* **CHALLENGE**
Extract, exactly, the lines from the line containing "Generate a component" to the line containing "const selected = 'timemonitormanager.properties';", with both lines included and any pictures left out.

**** DATA ENTRIES

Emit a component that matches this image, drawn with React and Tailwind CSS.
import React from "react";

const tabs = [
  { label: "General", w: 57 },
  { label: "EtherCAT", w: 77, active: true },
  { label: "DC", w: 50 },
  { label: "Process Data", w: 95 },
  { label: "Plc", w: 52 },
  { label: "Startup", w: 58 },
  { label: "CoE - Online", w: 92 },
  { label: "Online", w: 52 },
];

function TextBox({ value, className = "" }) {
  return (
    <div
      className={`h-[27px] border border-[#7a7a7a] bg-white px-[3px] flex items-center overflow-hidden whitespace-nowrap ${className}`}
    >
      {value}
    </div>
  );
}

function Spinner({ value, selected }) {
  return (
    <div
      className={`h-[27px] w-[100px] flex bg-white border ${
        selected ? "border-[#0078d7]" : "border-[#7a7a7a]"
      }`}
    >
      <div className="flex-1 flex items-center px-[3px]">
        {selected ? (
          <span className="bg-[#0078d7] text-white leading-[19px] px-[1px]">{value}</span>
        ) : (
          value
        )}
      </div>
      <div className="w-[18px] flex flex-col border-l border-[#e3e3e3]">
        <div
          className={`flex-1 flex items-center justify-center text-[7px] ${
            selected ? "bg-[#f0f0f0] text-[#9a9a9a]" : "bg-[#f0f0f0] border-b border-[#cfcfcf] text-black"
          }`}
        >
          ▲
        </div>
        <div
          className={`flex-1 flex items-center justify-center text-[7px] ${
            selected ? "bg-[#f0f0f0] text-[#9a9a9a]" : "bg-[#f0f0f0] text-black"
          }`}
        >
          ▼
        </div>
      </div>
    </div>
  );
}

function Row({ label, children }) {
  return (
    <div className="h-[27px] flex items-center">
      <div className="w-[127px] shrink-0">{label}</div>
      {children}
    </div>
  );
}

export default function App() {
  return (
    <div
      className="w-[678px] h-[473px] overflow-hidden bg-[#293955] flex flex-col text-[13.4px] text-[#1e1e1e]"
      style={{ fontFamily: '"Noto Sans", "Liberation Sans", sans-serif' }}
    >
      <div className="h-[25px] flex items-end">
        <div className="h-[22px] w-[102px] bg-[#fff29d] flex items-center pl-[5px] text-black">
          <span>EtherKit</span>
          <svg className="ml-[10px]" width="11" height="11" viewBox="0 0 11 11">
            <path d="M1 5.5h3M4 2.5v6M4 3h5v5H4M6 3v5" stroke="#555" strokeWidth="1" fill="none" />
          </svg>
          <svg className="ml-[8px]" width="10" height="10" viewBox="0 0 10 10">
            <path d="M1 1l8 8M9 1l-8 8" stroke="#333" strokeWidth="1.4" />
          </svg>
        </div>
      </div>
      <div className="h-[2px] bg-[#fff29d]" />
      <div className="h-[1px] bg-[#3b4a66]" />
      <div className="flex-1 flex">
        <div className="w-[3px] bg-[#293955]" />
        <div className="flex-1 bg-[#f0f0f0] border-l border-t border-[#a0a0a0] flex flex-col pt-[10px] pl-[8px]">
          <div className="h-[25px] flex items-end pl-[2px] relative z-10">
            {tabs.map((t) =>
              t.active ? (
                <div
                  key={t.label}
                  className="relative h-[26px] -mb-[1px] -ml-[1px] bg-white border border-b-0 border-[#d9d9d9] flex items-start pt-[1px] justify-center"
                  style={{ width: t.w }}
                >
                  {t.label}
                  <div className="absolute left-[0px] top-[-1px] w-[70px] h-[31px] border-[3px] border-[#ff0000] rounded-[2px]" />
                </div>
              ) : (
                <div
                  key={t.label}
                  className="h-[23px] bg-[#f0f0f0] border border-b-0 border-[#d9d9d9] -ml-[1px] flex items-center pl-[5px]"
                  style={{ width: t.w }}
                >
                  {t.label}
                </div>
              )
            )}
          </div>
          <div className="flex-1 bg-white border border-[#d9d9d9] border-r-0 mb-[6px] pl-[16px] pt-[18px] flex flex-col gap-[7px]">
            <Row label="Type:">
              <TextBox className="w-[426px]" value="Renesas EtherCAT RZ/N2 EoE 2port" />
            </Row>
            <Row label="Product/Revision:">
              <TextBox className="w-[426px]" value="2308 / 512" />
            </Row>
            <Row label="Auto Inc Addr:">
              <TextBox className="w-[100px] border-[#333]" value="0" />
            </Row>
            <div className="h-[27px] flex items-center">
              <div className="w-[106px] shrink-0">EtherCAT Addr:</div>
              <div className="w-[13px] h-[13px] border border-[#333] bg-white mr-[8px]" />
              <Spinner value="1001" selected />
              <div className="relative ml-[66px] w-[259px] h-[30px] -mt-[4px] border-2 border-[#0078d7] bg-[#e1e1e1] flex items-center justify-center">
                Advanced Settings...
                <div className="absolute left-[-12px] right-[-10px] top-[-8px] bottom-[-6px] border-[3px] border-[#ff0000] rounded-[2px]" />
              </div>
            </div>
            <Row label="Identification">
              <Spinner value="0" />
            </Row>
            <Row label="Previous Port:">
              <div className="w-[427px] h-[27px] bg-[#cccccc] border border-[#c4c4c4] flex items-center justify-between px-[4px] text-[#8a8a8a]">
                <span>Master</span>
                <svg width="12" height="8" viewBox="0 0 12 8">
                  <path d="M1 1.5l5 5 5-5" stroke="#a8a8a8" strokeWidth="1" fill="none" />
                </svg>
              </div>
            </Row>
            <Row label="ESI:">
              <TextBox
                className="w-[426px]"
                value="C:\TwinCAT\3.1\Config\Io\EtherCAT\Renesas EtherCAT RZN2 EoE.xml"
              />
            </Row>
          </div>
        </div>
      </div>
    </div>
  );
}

********
**** DATA ENTRIES

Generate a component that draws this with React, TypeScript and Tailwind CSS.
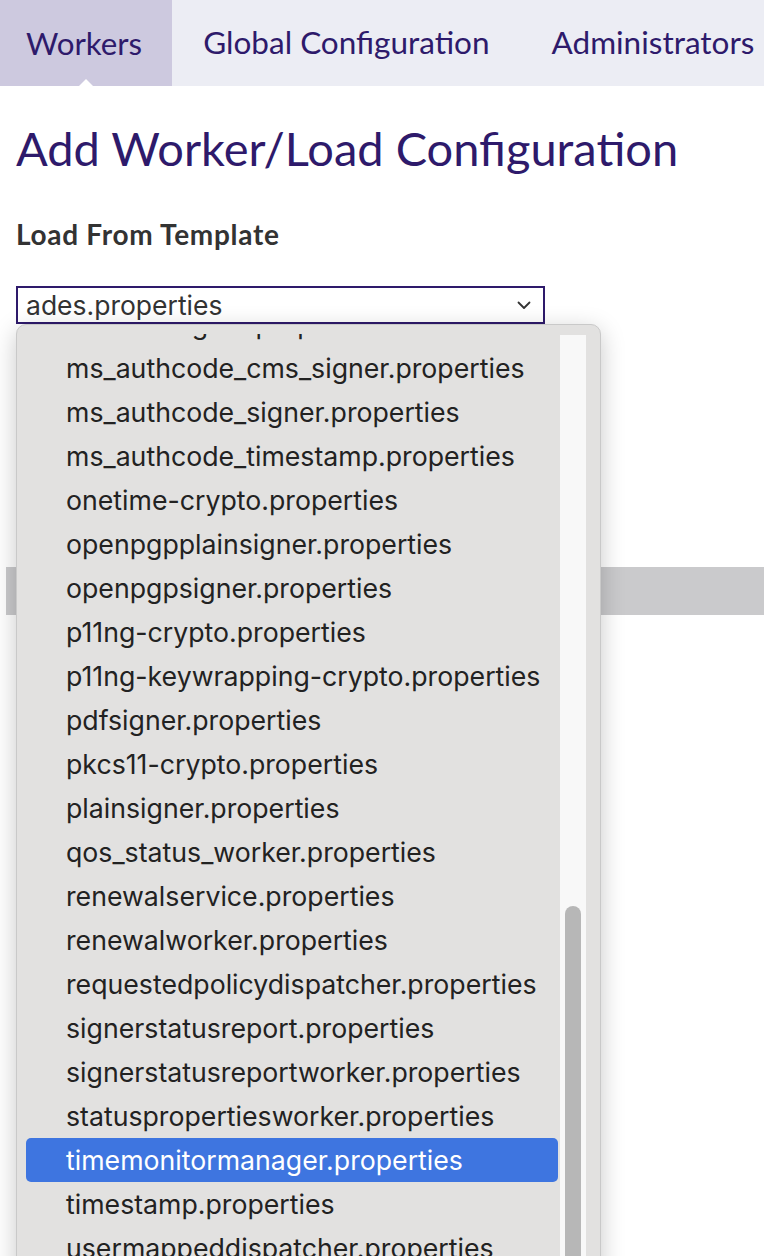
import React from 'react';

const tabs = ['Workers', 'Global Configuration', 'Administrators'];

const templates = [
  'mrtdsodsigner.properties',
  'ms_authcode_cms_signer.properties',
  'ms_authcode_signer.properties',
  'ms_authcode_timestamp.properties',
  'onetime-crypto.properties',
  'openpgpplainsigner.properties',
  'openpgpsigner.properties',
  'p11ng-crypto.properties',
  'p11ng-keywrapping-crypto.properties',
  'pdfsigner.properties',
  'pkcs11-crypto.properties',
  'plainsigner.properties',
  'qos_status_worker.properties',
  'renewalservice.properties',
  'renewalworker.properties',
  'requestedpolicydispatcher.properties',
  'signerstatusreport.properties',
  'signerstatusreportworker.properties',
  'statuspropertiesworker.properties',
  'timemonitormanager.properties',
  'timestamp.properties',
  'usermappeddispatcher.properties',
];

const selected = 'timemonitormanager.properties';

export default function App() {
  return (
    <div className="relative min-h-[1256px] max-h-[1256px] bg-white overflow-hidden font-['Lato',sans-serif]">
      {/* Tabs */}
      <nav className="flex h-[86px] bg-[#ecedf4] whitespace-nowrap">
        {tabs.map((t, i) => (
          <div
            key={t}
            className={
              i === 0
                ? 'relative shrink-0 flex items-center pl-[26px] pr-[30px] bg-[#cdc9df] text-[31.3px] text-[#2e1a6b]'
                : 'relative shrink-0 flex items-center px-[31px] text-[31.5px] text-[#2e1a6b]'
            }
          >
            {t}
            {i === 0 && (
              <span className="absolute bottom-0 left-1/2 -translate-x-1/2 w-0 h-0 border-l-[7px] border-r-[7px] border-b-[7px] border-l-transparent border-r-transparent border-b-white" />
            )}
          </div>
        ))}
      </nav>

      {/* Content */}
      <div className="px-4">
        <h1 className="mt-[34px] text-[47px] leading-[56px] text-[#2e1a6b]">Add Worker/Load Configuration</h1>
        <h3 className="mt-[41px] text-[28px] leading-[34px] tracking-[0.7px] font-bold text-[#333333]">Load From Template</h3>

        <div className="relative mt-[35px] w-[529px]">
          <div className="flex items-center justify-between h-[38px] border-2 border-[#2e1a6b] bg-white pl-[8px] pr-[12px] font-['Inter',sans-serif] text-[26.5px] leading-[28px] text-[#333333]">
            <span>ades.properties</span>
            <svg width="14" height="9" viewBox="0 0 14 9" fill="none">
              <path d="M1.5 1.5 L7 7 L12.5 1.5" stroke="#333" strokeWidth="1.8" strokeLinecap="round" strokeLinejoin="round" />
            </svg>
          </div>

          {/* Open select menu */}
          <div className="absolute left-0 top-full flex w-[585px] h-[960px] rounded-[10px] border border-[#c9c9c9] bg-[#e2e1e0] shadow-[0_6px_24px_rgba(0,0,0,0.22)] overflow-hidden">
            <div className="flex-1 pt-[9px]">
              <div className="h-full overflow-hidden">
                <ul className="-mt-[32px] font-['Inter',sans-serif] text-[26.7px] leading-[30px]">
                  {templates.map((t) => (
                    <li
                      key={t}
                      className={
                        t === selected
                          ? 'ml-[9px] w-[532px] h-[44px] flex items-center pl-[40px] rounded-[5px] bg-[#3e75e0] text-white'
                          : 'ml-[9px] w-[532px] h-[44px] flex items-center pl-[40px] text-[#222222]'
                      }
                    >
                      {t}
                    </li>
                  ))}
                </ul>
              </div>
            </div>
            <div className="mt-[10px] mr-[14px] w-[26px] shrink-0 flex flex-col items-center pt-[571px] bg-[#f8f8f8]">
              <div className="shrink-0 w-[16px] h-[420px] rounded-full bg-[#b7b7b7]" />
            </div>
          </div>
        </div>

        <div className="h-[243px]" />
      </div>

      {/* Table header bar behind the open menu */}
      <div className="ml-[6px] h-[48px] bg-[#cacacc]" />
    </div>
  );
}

********
**** DATA ENTRIES

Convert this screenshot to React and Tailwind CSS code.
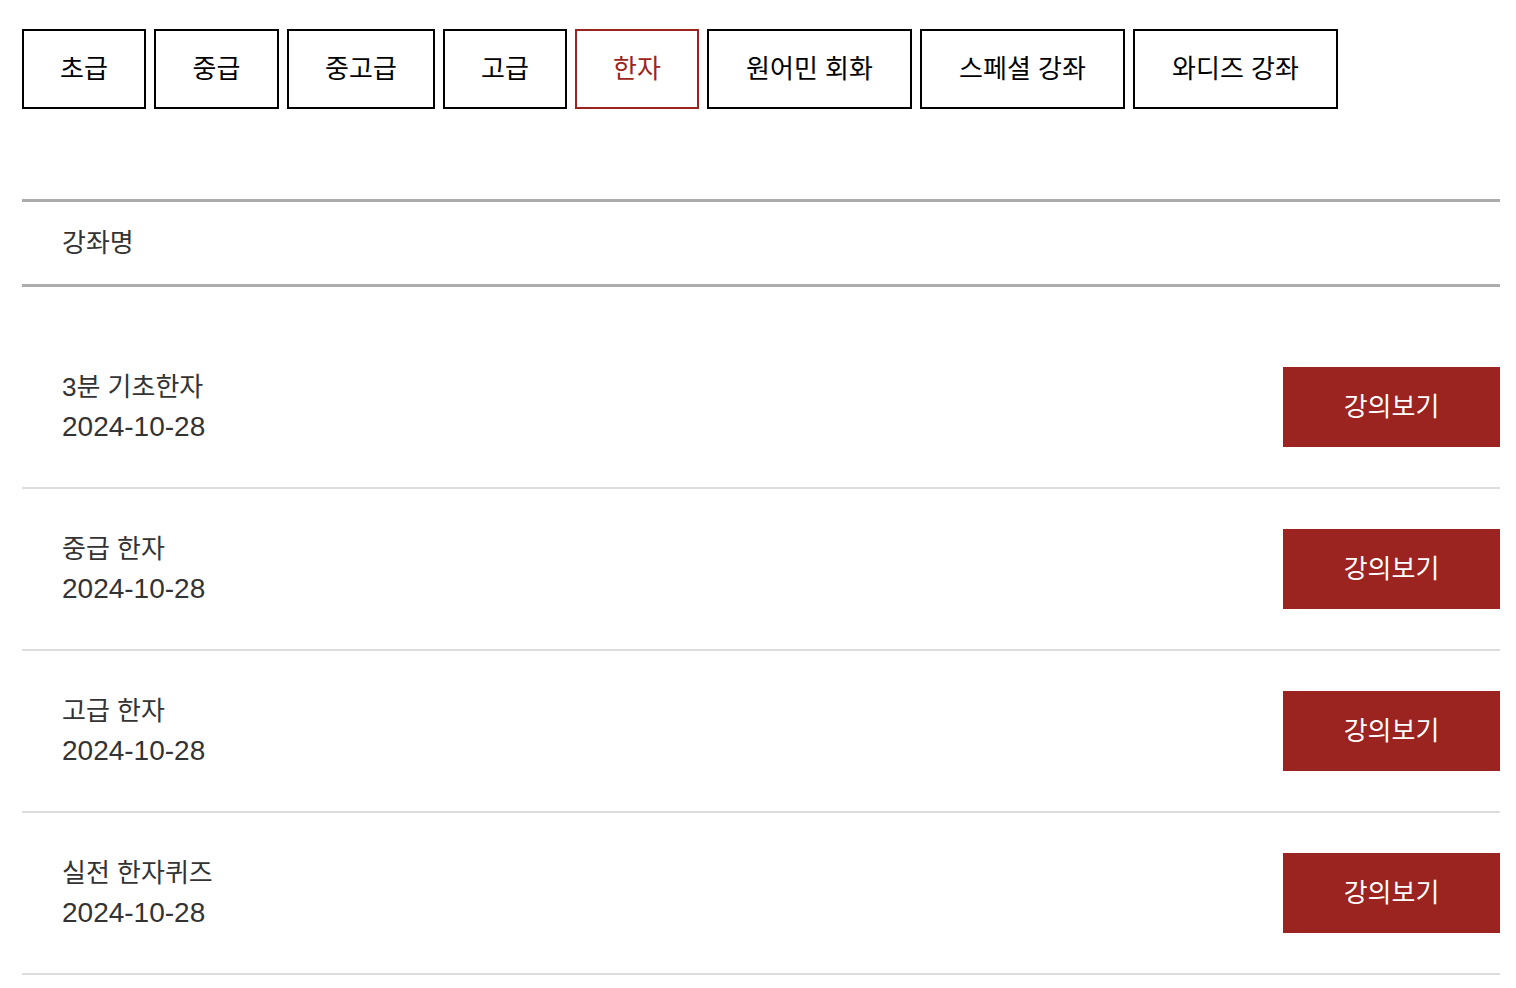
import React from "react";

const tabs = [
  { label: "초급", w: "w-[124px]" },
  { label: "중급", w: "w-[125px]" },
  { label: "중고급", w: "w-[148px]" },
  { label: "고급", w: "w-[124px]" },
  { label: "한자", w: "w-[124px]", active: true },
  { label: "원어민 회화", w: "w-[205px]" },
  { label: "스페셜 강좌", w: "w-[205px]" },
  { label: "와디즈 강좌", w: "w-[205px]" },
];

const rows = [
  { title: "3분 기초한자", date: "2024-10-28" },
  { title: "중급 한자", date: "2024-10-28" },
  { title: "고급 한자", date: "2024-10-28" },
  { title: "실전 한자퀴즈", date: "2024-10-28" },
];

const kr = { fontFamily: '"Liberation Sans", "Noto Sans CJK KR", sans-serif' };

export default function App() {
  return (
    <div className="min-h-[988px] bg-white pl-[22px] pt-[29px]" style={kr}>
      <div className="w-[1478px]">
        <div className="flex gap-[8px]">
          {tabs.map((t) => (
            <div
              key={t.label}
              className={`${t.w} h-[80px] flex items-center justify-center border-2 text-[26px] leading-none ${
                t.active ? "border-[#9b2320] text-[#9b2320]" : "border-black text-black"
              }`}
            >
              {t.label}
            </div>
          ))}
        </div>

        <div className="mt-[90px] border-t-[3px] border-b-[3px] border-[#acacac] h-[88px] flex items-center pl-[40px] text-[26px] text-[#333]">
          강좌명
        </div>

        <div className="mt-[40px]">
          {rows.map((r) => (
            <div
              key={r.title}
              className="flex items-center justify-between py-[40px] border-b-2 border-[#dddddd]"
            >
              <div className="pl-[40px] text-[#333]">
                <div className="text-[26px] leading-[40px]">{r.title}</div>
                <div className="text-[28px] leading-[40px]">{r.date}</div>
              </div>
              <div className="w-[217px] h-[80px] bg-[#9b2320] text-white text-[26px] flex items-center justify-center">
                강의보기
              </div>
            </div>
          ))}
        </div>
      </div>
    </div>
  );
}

********

* **COMPLETE RESPONSE**
Generate a component that draws this with React, TypeScript and Tailwind CSS.
import React from 'react';

const tabs = ['Workers', 'Global Configuration', 'Administrators'];

const templates = [
  'mrtdsodsigner.properties',
  'ms_authcode_cms_signer.properties',
  'ms_authcode_signer.properties',
  'ms_authcode_timestamp.properties',
  'onetime-crypto.properties',
  'openpgpplainsigner.properties',
  'openpgpsigner.properties',
  'p11ng-crypto.properties',
  'p11ng-keywrapping-crypto.properties',
  'pdfsigner.properties',
  'pkcs11-crypto.properties',
  'plainsigner.properties',
  'qos_status_worker.properties',
  'renewalservice.properties',
  'renewalworker.properties',
  'requestedpolicydispatcher.properties',
  'signerstatusreport.properties',
  'signerstatusreportworker.properties',
  'statuspropertiesworker.properties',
  'timemonitormanager.properties',
  'timestamp.properties',
  'usermappeddispatcher.properties',
];

const selected = 'timemonitormanager.properties';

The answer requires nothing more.